The Chavista’s environmental program has been, and is, one of rape, pillage, and plunder as they wring out every bit of profit possible out of the country’s vast natural resources with no consideration for the environment nor the people. Welcome to Nico’s “Green New Deal”
Now, let’s head Down The Rabbit Hole…
Chapter 12/ The Supremes…
The basic structure of Venezuela’s government was set up by “The Great Liberator”, Simon Bolivar, to resemble, to a degree, that of the United States of America. What we see in Venezuela today resembles the government of the USA in name only ie; Executive, Legislative, and Judicial branches, each independent of the others. We already know that the Executive branch no longer has Presidential powers, it’s a dictatorship. We just discussed the lunacy of the Legislative branch, a legitimate assembly that can’t pass laws and an illegitimate assembly that does. That leaves us with the Judiciary, Venezuela’s Supreme Court, or TSJ.
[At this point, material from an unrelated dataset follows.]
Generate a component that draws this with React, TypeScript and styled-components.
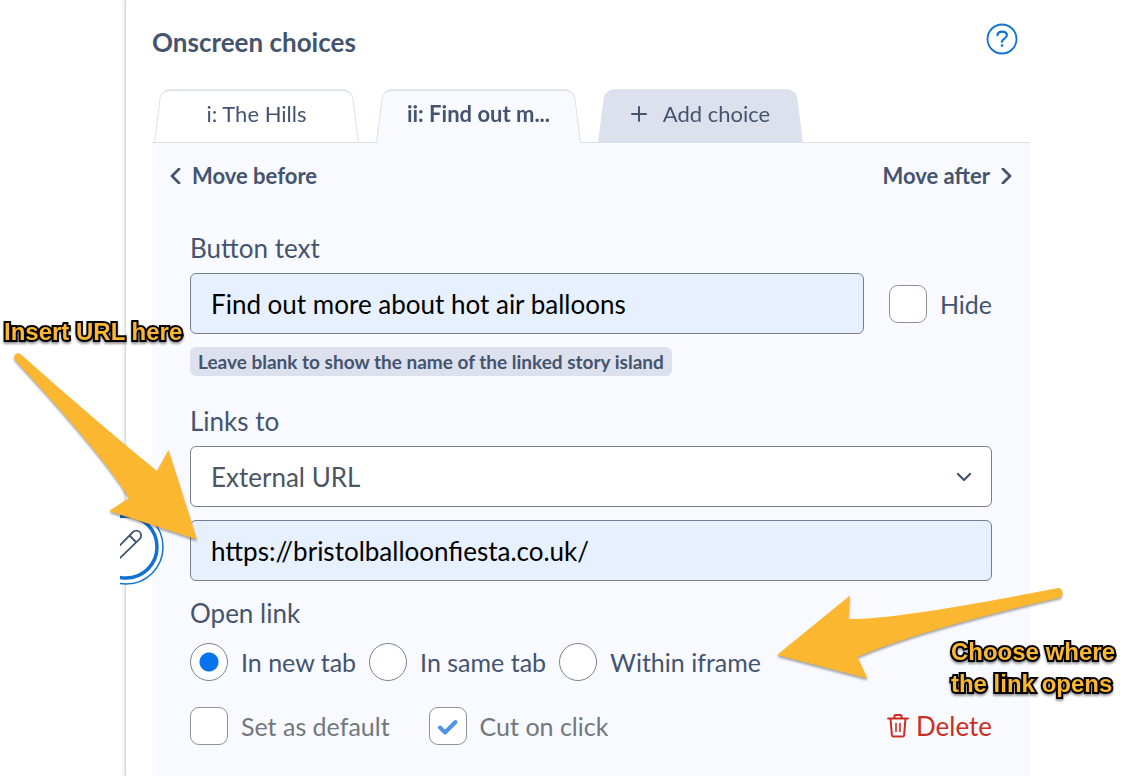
import React, { useState } from "react";
import styled, { createGlobalStyle, css } from "styled-components";

const ink = "#44546f";
const line = "#dcdfe4";
const field = "#e7f0fe";
const surface = "#f8faff";
const tint = "#dce1ed";
const outline = "#75808f";
const blue = "#1272d3";
const amber = "#fcb730";

const GlobalStyle = createGlobalStyle`
  *, *::before, *::after { box-sizing: border-box; }
  body {
    margin: 0;
    background: #fff;
    color: ${ink};
    font-family: Lato, "Liberation Sans", sans-serif;
  }
  button, input, select { font: inherit; color: inherit; margin: 0; }
`;

const Page = styled.div`
  position: relative;
  display: flex;
  min-height: 100vh;
  overflow: hidden;
`;

const Gutter = styled.div`
  flex: 0 0 125px;
`;

const Main = styled.main`
  flex: 1;
  min-width: 0;
  display: flex;
  flex-direction: column;
  padding: 0 96px 0 26px;
  border-left: 1px solid #d8d8d8;
  box-shadow: 0 0 4px rgba(0, 0, 0, 0.2);
  background: #fff;
`;

const Header = styled.header`
  display: flex;
  justify-content: space-between;
  align-items: center;
  height: 88px;
  padding: 0 12px 10px 0;
`;

const Title = styled.h1`
  margin: 6px 0 0;
  font-size: 26px;
  line-height: 32px;
  font-weight: 700;
`;

const plainButton = css`
  border: 0;
  padding: 0;
  background: none;
  cursor: pointer;
`;

const HelpButton = styled.button`
  ${plainButton}
  display: flex;
`;

const Tabs = styled.div`
  position: relative;
  z-index: 1;
  display: flex;
  gap: 17px;
  padding: 0 2px;
`;

const Tab = styled.button<{ $fill: string; $active?: boolean; $edge?: string }>`
  ${plainButton}
  position: relative;
  z-index: 0;
  flex: 0 0 205px;
  display: flex;
  justify-content: center;
  align-items: center;
  gap: 16px;
  height: 55px;
  padding-bottom: 3px;
  font-size: 22px;
  line-height: 32px;
  font-weight: ${(p) => (p.$active ? 700 : 400)};

  &::before {
    content: "";
    position: absolute;
    z-index: -1;
    inset: -3px 0 0;
    background: ${(p) => p.$fill};
    border: 1px solid ${(p) => p.$edge ?? line};
    border-top-width: 2px;
    border-bottom-width: ${(p) => (p.$active ? 0 : 1)}px;
    border-radius: 10px 10px 0 0;
    transform: perspective(100px) rotateX(7deg);
    transform-origin: bottom;
  }
`;

const Panel = styled.section`
  flex: 1;
  margin-top: -1px;
  padding: 0 0 30px;
  border-top: 1px solid ${line};
  background: ${surface};
`;

const MoveRow = styled.div`
  display: flex;
  justify-content: space-between;
  padding: 17px 17px 0;
`;

const MoveButton = styled.button`
  ${plainButton}
  display: flex;
  align-items: center;
  gap: 10px;
  font-size: 22px;
  line-height: 32px;
  font-weight: 700;
`;

const Form = styled.form`
  display: flex;
  flex-direction: column;
  padding: 38px 38px 0;
  font-size: 26px;
  line-height: 36px;
`;

const Label = styled.label`
  display: block;
  margin-bottom: 7px;
`;

const Row = styled.div`
  display: flex;
  align-items: center;
  gap: 25px;
`;

const TextInput = styled.input`
  width: 100%;
  min-width: 0;
  height: 61px;
  padding: 0 20px;
  border: 1px solid ${outline};
  border-radius: 6px;
  background: ${field};
  color: #000;
`;

const Hint = styled.p`
  align-self: flex-start;
  margin: 13px 0 27px;
  padding: 0 8px;
  border-radius: 6px;
  background: ${tint};
  font-size: 19px;
  line-height: 29px;
  font-weight: 700;
`;

const SelectWrap = styled.div`
  position: relative;
  margin-bottom: 13px;
  color: #4c5561;

  svg {
    position: absolute;
    right: 20px;
    top: 26px;
    pointer-events: none;
  }
`;

const Select = styled.select`
  display: block;
  width: 100%;
  height: 61px;
  padding: 0 20px;
  appearance: none;
  border: 1px solid ${outline};
  border-radius: 6px;
  background: #fff;
`;

const Fieldset = styled.fieldset`
  margin: 14px 0 0;
  padding: 0;
  border: 0;
`;

const Legend = styled.legend`
  padding: 0;
  margin-bottom: 12px;
`;

const Options = styled.div`
  display: flex;
  align-items: center;
  gap: 13px;
`;

const Option = styled.label<{ $muted?: boolean }>`
  display: flex;
  align-items: center;
  gap: 13px;
  color: ${(p) => (p.$muted ? "#72777e" : ink)};
  font-size: 25px;
  white-space: nowrap;
`;

const Box = styled.span`
  position: relative;
  display: flex;

  svg {
    position: absolute;
    left: 8px;
    top: 12px;
    pointer-events: none;
  }
`;

const Check = styled.input`
  appearance: none;
  width: 38px;
  height: 38px;
  border: 1px solid #8d929b;
  border-radius: 9px;
  background: #fff;
`;

const Radio = styled.input`
  appearance: none;
  width: 38px;
  height: 38px;
  border: 1px solid #7d828b;
  border-radius: 50%;
  background: #fff;

  &:checked {
    background: radial-gradient(circle, #0674ee 9px, #fff 10px);
  }
`;

const Footer = styled.div`
  display: flex;
  align-items: center;
  gap: 39px;
  margin-top: 26px;
`;

const DeleteButton = styled.button`
  ${plainButton}
  display: flex;
  align-items: center;
  gap: 7px;
  margin-left: auto;
  color: #cc2d24;
`;

const EditBadge = styled.button`
  ${plainButton}
  position: absolute;
  left: 120px;
  top: 510px;
  display: flex;
`;

const Arrow = styled.svg`
  position: absolute;
  pointer-events: none;
  filter: drop-shadow(0 2px 1px rgba(0, 0, 0, 0.35));
`;

const LeftArrow = styled(Arrow)`
  left: 0;
  top: 340px;
`;

const RightArrow = styled(Arrow)`
  right: 56px;
  top: 580px;
`;

const Note = styled.p`
  position: absolute;
  margin: 0;
  color: ${amber};
  font-family: "Liberation Sans", Arial, sans-serif;
  font-size: 24px;
  line-height: 32px;
  font-weight: 700;
  white-space: nowrap;
  -webkit-text-stroke: 4px #000;
  paint-order: stroke fill;
  filter: drop-shadow(0 2px 1px rgba(0, 0, 0, 0.4));
`;

const LeftNote = styled(Note)`
  left: 4px;
  top: 316px;
`;

const RightNote = styled(Note)`
  right: 11px;
  top: 636px;
`;

const HelpIcon = () => (
  <svg width="32" height="32" viewBox="0 0 32 32" fill="none" stroke={blue} strokeLinecap="round">
    <circle cx="16" cy="16" r="14.5" strokeWidth="1.8" />
    <path d="M11.4 12.2c.3-2.4 2-3.6 4.6-3.6 2.900 0 4.900 1.400 4.900 3.700 0 3.400-4.900 3.300-4.900 6.500" strokeWidth="2.200" />
    <circle cx="16" cy="22.600" r="0.600" fill={blue} strokeWidth="1.400" />
  </svg>
);

const Chevron = ({ d, w, h, weight = 2.8 }: { d: string; w: number; h: number; weight?: number }) => (
  <svg width={w} height={h} viewBox={`0 0 ${w} ${h}`} fill="none" stroke={ink} strokeWidth={weight} strokeLinecap="round" strokeLinejoin="round">
    <path d={d} />
  </svg>
);

const PlusIcon = () => (
  <svg width="16" height="16" viewBox="0 0 16 16" stroke={ink} strokeWidth="2" strokeLinecap="round">
    <path d="M8 1v14M1 8h14" />
  </svg>
);

const TrashIcon = () => (
  <svg width="22" height="24" viewBox="0 0 22 24" fill="none" stroke="#cc2d24" strokeWidth="2" strokeLinecap="round" strokeLinejoin="round">
    <path d="M1 4.500h20M3.500 4.500l1.400 16.700a1.500 1.500 0 0 0 1.500 1.300h9.200a1.500 1.500 0 0 0 1.500-1.300L18.500 4.500" />
    <path d="M7.500 4V2a1 1 0 0 1 1-1h5a1 1 0 0 1 1 1v2" />
    <path d="M9 9.500v8M13 9.500v8" strokeWidth="1.600" />
  </svg>
);

const PencilBadge = () => (
  <svg width="46" height="76" viewBox="120 510 46 76" fill="none">
    <circle cx="126" cy="547" r="37" fill="#fff" stroke={blue} strokeWidth="1.500" />
    <circle cx="126" cy="547" r="31" stroke={blue} strokeWidth="3.500" />
    <g stroke={ink} strokeWidth="1.800" strokeLinejoin="round">
      <path d="M112 553.500l21-21.500a4.600 4.600 0 0 1 3.300-1.300c2.700 0 4.800 2.100 4.800 4.800a4.600 4.600 0 0 1-1.300 3.300L118 560" />
      <path d="M129.500 535.500l6.500 6.500" />
    </g>
  </svg>
);

export default function App() {
  const [text, setText] = useState("Find out more about hot air balloons");
  const [url, setUrl] = useState("https://bristolballoonfiesta.co.uk/");
  const [target, setTarget] = useState("In new tab");
  return (
    <Page>
      <GlobalStyle />
      <Gutter />
      <Main>
        <Header>
          <Title>Onscreen choices</Title>
          <HelpButton type="button" aria-label="Help">
            <HelpIcon />
          </HelpButton>
        </Header>
        <Tabs role="tablist">
          <Tab role="tab" $fill="#fff">i: The Hills</Tab>
          <Tab role="tab" aria-selected $active $fill={surface}>ii: Find out m...</Tab>
          <Tab $fill={tint} $edge={tint}>
            <PlusIcon />
            Add choice
          </Tab>
        </Tabs>
        <Panel>
          <MoveRow>
            <MoveButton type="button">
              <Chevron w={13} h={16} d="M10 1L3 8l7 7" />
              Move before
            </MoveButton>
            <MoveButton type="button">
              Move after
              <Chevron w={13} h={16} d="M3 1l7 7-7 7" />
            </MoveButton>
          </MoveRow>
          <Form>
            <Label htmlFor="button-text">Button text</Label>
            <Row>
              <TextInput id="button-text" value={text} onChange={(e) => setText(e.target.value)} />
              <Option>
                <Check type="checkbox" />
                Hide
              </Option>
            </Row>
            <Hint>Leave blank to show the name of the linked story island</Hint>
            <Label htmlFor="links-to">Links to</Label>
            <SelectWrap>
              <Select id="links-to">
                <option>External URL</option>
              </Select>
              <Chevron w={16} h={11} d="M2 2l6 6 6-6" weight={2.2} />
            </SelectWrap>
            <TextInput type="text" aria-label="URL" value={url} onChange={(e) => setUrl(e.target.value)} />
            <Fieldset>
              <Legend>Open link</Legend>
              <Options>
                {["In new tab", "In same tab", "Within iframe"].map((name) => (
                  <Option key={name}>
                    <Radio type="radio" name="target" checked={target === name} onChange={() => setTarget(name)} />
                    {name}
                  </Option>
                ))}
              </Options>
            </Fieldset>
            <Footer>
              <Option $muted>
                <Check type="checkbox" disabled />
                Set as default
              </Option>
              <Option $muted>
                <Box>
                  <Check type="checkbox" checked disabled readOnly />
                  <svg width="22" height="17" viewBox="0 0 22 17" fill="none" stroke="#4f93e8" strokeWidth="4" strokeLinecap="round" strokeLinejoin="round">
                    <path d="M3 8.500l5 5L18.500 3" />
                  </svg>
                </Box>
                Cut on click
              </Option>
              <DeleteButton type="button">
                <TrashIcon />
                Delete
              </DeleteButton>
            </Footer>
          </Form>
        </Panel>
      </Main>
      <EditBadge type="button" aria-label="Edit">
        <PencilBadge />
      </EditBadge>
      <LeftArrow width="210" height="210" viewBox="0 340 210 210" fill={amber}>
        <path d="M14.500 359.500C13 354.500 17 351.500 21 354.500Q98 423 157 471L168.500 450L197 539.500L109 511L129 498Q102 454 14.500 359.500Z" />
      </LeftArrow>
      <RightArrow width="300" height="110" viewBox="770 580 300 110" fill={amber}>
        <path d="M777 655L850 595.500L848.500 619Q895 620 1058 588C1063 588 1064 595.500 1060 597.500Q920 630 857.500 657L867.500 678.500Z" />
      </RightArrow>
      <LeftNote>Insert URL here</LeftNote>
      <RightNote>
        Choose where
        <br />
        the link opens
      </RightNote>
    </Page>
  );
}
I hardly know where to begin, it’s so crazy, but I’ll give it a shot. Venezuela’s Supreme Court sees a lot more cases than the US Supreme Court. I don’t know what it was like back in the day but in recent times the court reviews thousands of petitions/cases a year so just based on the math it can’t take too long to reach a decision (unless it’s contrary to the Chavista’s wishes in which case it may never be heard).
The TSJ gives new meaning to the term “Judicial Activism”. It’s worth noting that compared to the Maduro years the Chavez years were relatively tame but this is by comparison only. First things first, Chavez changed the name from “The Supreme Court” to “The Supreme Tribunal of Justice”. It’s a small thing but rebranding is generally a sign of changes to come. Under Chavez the Chavista-controlled National Assembly added 9 permanent judges and 32 stand-ins in 2010. Overall, during Chavez’s term, 12 judges were added to the TSJ increasing the total of permanent judges from 20 to 32. Needless to say all added judges and all replaced judges were pro-Chavista and their primary focus was always directly tied to Chavez’s wishes dismissing everything else. A good example of this “protectionism” was in 2008 when the OAS court (Venezuela was still a member of the OAS at the time) ordered a judge reinstated stemming from an appealed firing in 2003. It simply never happened.
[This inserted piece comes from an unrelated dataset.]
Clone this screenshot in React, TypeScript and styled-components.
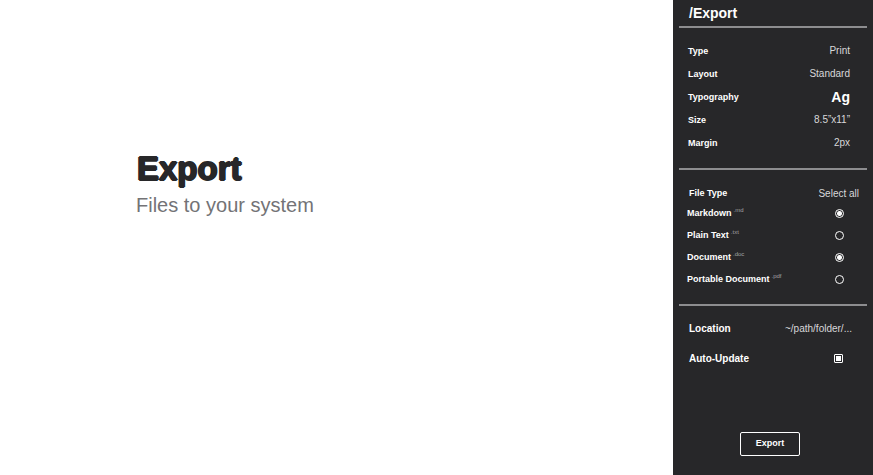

When the TSJ was given it’s new name and new members it’s function was defined as “to control according to the Constitution and related laws the constitutionality and legality of public acts. Under Chavismo the lines between a legal entity and a political entity became blurred or non-existent even though they were the ones that defined TSJ’s responsibilities. The TSJ regularly makes recommendations to the CNE (electoral council). In 2012 it ruled that the top opposition leader couldn’t run against Chavez. It categorized it’s decision as an administrative decision and not a political one, whatever that means. By the way, as much as the Chavistas loved maligning Leopoldo Lopez, the opposition leader, and constantly professing their love for Simon Bolivar, The Great Liberator, it is Lopez, not Chavez, who is Bolivar’s descendant.